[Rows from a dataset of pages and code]
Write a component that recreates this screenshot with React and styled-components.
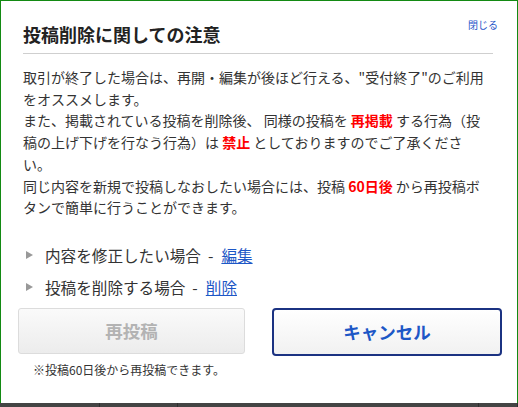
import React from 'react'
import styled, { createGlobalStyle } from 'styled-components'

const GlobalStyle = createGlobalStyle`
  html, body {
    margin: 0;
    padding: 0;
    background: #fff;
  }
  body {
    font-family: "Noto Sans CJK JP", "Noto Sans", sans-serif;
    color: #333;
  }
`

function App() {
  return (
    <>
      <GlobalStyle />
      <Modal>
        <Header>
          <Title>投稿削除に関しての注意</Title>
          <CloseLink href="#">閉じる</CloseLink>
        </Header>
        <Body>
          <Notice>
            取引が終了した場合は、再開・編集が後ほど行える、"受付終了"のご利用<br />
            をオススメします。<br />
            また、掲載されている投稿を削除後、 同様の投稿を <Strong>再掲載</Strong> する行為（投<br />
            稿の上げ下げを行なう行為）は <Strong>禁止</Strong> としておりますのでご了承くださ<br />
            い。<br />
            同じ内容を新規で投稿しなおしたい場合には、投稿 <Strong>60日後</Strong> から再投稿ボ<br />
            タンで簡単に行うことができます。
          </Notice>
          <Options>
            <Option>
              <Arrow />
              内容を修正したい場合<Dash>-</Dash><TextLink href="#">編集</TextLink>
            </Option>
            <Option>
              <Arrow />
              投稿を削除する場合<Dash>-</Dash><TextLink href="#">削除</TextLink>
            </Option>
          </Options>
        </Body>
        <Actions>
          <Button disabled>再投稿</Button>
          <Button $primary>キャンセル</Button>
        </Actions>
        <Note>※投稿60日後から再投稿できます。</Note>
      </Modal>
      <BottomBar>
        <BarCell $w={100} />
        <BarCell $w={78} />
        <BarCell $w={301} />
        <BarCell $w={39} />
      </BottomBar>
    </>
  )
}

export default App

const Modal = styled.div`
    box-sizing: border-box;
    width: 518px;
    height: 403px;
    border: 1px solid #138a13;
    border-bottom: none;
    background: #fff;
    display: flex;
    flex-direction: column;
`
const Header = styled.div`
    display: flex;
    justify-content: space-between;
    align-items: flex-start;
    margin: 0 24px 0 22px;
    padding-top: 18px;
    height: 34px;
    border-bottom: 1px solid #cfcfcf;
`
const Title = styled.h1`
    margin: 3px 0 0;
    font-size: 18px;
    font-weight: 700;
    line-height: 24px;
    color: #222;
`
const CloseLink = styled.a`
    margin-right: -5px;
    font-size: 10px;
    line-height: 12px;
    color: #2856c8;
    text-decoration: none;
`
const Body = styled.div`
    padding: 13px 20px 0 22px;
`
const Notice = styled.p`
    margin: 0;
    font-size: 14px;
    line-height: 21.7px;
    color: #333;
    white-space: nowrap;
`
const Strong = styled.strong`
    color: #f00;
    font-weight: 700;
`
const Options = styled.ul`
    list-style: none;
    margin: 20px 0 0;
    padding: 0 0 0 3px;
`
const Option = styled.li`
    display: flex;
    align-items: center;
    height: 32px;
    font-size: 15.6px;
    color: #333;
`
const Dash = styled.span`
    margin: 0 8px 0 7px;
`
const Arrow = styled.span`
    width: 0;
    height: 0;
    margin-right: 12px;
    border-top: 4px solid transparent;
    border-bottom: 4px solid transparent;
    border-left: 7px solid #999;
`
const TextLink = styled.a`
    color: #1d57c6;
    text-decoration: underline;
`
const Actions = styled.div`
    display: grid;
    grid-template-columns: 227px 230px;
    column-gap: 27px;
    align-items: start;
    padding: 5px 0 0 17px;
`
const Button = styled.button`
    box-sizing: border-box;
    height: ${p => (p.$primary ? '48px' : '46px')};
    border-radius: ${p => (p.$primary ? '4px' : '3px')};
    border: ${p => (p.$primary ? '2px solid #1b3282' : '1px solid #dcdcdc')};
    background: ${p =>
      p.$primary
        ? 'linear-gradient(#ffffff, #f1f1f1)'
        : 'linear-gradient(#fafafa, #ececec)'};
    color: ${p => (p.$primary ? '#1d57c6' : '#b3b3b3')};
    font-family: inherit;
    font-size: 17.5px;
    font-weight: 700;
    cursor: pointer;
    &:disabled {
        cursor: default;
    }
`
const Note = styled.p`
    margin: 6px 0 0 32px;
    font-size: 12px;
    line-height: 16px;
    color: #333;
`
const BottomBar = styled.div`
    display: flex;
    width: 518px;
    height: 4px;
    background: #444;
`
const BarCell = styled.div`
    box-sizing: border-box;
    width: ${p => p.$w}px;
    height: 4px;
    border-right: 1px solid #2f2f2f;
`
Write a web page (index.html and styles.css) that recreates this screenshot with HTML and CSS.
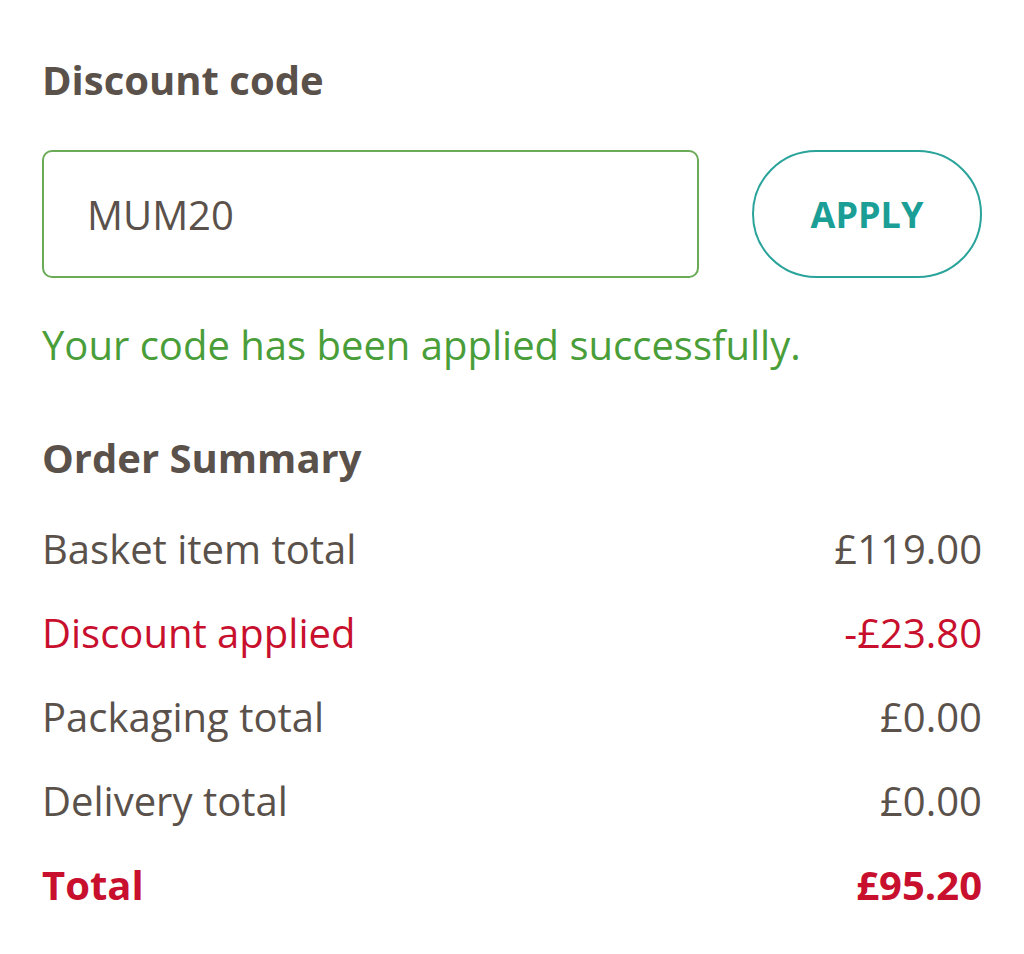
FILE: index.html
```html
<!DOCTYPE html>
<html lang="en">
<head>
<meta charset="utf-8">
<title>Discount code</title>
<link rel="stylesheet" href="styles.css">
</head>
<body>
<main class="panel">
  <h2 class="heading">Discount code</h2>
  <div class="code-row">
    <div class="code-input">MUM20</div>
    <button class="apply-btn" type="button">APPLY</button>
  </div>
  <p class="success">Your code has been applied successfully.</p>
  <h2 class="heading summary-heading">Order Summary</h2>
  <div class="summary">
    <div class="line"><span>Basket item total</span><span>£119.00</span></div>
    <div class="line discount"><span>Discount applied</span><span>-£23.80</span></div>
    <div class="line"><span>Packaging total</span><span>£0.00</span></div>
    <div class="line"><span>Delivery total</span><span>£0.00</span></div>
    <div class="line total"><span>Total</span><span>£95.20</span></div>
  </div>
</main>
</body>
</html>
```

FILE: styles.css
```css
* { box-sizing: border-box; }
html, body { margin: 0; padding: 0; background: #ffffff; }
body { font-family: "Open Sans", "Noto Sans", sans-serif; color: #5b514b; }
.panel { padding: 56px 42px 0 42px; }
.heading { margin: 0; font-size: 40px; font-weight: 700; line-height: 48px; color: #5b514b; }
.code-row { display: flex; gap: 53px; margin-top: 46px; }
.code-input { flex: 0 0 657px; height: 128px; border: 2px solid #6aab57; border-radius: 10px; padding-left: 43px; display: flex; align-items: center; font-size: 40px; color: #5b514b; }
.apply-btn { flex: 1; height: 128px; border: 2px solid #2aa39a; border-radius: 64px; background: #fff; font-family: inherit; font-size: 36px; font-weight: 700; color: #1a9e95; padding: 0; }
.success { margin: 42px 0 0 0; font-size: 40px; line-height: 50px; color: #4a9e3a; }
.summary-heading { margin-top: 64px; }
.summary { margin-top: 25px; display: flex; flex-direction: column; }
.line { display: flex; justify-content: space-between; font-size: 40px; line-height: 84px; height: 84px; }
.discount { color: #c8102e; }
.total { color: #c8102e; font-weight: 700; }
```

> [Problem] Copy all of the entries verbatim, leaving out any pictures they contain.

> [Response to the task]
Write a component that recreates this screenshot with React and styled-components.
import React from 'react'
import styled, { createGlobalStyle } from 'styled-components'

const GlobalStyle = createGlobalStyle`
  html, body {
    margin: 0;
    padding: 0;
    background: #fff;
  }
  body {
    font-family: "Noto Sans CJK JP", "Noto Sans", sans-serif;
    color: #333;
  }
`

function App() {
  return (
    <>
      <GlobalStyle />
      <Modal>
        <Header>
          <Title>投稿削除に関しての注意</Title>
          <CloseLink href="#">閉じる</CloseLink>
        </Header>
        <Body>
          <Notice>
            取引が終了した場合は、再開・編集が後ほど行える、"受付終了"のご利用<br />
            をオススメします。<br />
            また、掲載されている投稿を削除後、 同様の投稿を <Strong>再掲載</Strong> する行為（投<br />
            稿の上げ下げを行なう行為）は <Strong>禁止</Strong> としておりますのでご了承くださ<br />
            い。<br />
            同じ内容を新規で投稿しなおしたい場合には、投稿 <Strong>60日後</Strong> から再投稿ボ<br />
            タンで簡単に行うことができます。
          </Notice>
          <Options>
            <Option>
              <Arrow />
              内容を修正したい場合<Dash>-</Dash><TextLink href="#">編集</TextLink>
            </Option>
            <Option>
              <Arrow />
              投稿を削除する場合<Dash>-</Dash><TextLink href="#">削除</TextLink>
            </Option>
          </Options>
        </Body>
        <Actions>
          <Button disabled>再投稿</Button>
          <Button $primary>キャンセル</Button>
        </Actions>
        <Note>※投稿60日後から再投稿できます。</Note>
      </Modal>
      <BottomBar>
        <BarCell $w={100} />
        <BarCell $w={78} />
        <BarCell $w={301} />
        <BarCell $w={39} />
      </BottomBar>
    </>
  )
}

export default App

const Modal = styled.div`
    box-sizing: border-box;
    width: 518px;
    height: 403px;
    border: 1px solid #138a13;
    border-bottom: none;
    background: #fff;
    display: flex;
    flex-direction: column;
`
const Header = styled.div`
    display: flex;
    justify-content: space-between;
    align-items: flex-start;
    margin: 0 24px 0 22px;
    padding-top: 18px;
    height: 34px;
    border-bottom: 1px solid #cfcfcf;
`
const Title = styled.h1`
    margin: 3px 0 0;
    font-size: 18px;
    font-weight: 700;
    line-height: 24px;
    color: #222;
`
const CloseLink = styled.a`
    margin-right: -5px;
    font-size: 10px;
    line-height: 12px;
    color: #2856c8;
    text-decoration: none;
`
const Body = styled.div`
    padding: 13px 20px 0 22px;
`
const Notice = styled.p`
    margin: 0;
    font-size: 14px;
    line-height: 21.7px;
    color: #333;
    white-space: nowrap;
`
const Strong = styled.strong`
    color: #f00;
    font-weight: 700;
`
const Options = styled.ul`
    list-style: none;
    margin: 20px 0 0;
    padding: 0 0 0 3px;
`
const Option = styled.li`
    display: flex;
    align-items: center;
    height: 32px;
    font-size: 15.6px;
    color: #333;
`
const Dash = styled.span`
    margin: 0 8px 0 7px;
`
const Arrow = styled.span`
    width: 0;
    height: 0;
    margin-right: 12px;
    border-top: 4px solid transparent;
    border-bottom: 4px solid transparent;
    border-left: 7px solid #999;
`
const TextLink = styled.a`
    color: #1d57c6;
    text-decoration: underline;
`
const Actions = styled.div`
    display: grid;
    grid-template-columns: 227px 230px;
    column-gap: 27px;
    align-items: start;
    padding: 5px 0 0 17px;
`
const Button = styled.button`
    box-sizing: border-box;
    height: ${p => (p.$primary ? '48px' : '46px')};
    border-radius: ${p => (p.$primary ? '4px' : '3px')};
    border: ${p => (p.$primary ? '2px solid #1b3282' : '1px solid #dcdcdc')};
    background: ${p =>
      p.$primary
        ? 'linear-gradient(#ffffff, #f1f1f1)'
        : 'linear-gradient(#fafafa, #ececec)'};
    color: ${p => (p.$primary ? '#1d57c6' : '#b3b3b3')};
    font-family: inherit;
    font-size: 17.5px;
    font-weight: 700;
    cursor: pointer;
    &:disabled {
        cursor: default;
    }
`
const Note = styled.p`
    margin: 6px 0 0 32px;
    font-size: 12px;
    line-height: 16px;
    color: #333;
`
const BottomBar = styled.div`
    display: flex;
    width: 518px;
    height: 4px;
    background: #444;
`
const BarCell = styled.div`
    box-sizing: border-box;
    width: ${p => p.$w}px;
    height: 4px;
    border-right: 1px solid #2f2f2f;
`
Write a web page (index.html and styles.css) that recreates this screenshot with HTML and CSS.
FILE: index.html
```html
<!DOCTYPE html>
<html lang="en">
<head>
<meta charset="utf-8">
<title>Discount code</title>
<link rel="stylesheet" href="styles.css">
</head>
<body>
<main class="panel">
  <h2 class="heading">Discount code</h2>
  <div class="code-row">
    <div class="code-input">MUM20</div>
    <button class="apply-btn" type="button">APPLY</button>
  </div>
  <p class="success">Your code has been applied successfully.</p>
  <h2 class="heading summary-heading">Order Summary</h2>
  <div class="summary">
    <div class="line"><span>Basket item total</span><span>£119.00</span></div>
    <div class="line discount"><span>Discount applied</span><span>-£23.80</span></div>
    <div class="line"><span>Packaging total</span><span>£0.00</span></div>
    <div class="line"><span>Delivery total</span><span>£0.00</span></div>
    <div class="line total"><span>Total</span><span>£95.20</span></div>
  </div>
</main>
</body>
</html>
```

FILE: styles.css
```css
* { box-sizing: border-box; }
html, body { margin: 0; padding: 0; background: #ffffff; }
body { font-family: "Open Sans", "Noto Sans", sans-serif; color: #5b514b; }
.panel { padding: 56px 42px 0 42px; }
.heading { margin: 0; font-size: 40px; font-weight: 700; line-height: 48px; color: #5b514b; }
.code-row { display: flex; gap: 53px; margin-top: 46px; }
.code-input { flex: 0 0 657px; height: 128px; border: 2px solid #6aab57; border-radius: 10px; padding-left: 43px; display: flex; align-items: center; font-size: 40px; color: #5b514b; }
.apply-btn { flex: 1; height: 128px; border: 2px solid #2aa39a; border-radius: 64px; background: #fff; font-family: inherit; font-size: 36px; font-weight: 700; color: #1a9e95; padding: 0; }
.success { margin: 42px 0 0 0; font-size: 40px; line-height: 50px; color: #4a9e3a; }
.summary-heading { margin-top: 64px; }
.summary { margin-top: 25px; display: flex; flex-direction: column; }
.line { display: flex; justify-content: space-between; font-size: 40px; line-height: 84px; height: 84px; }
.discount { color: #c8102e; }
.total { color: #c8102e; font-weight: 700; }
```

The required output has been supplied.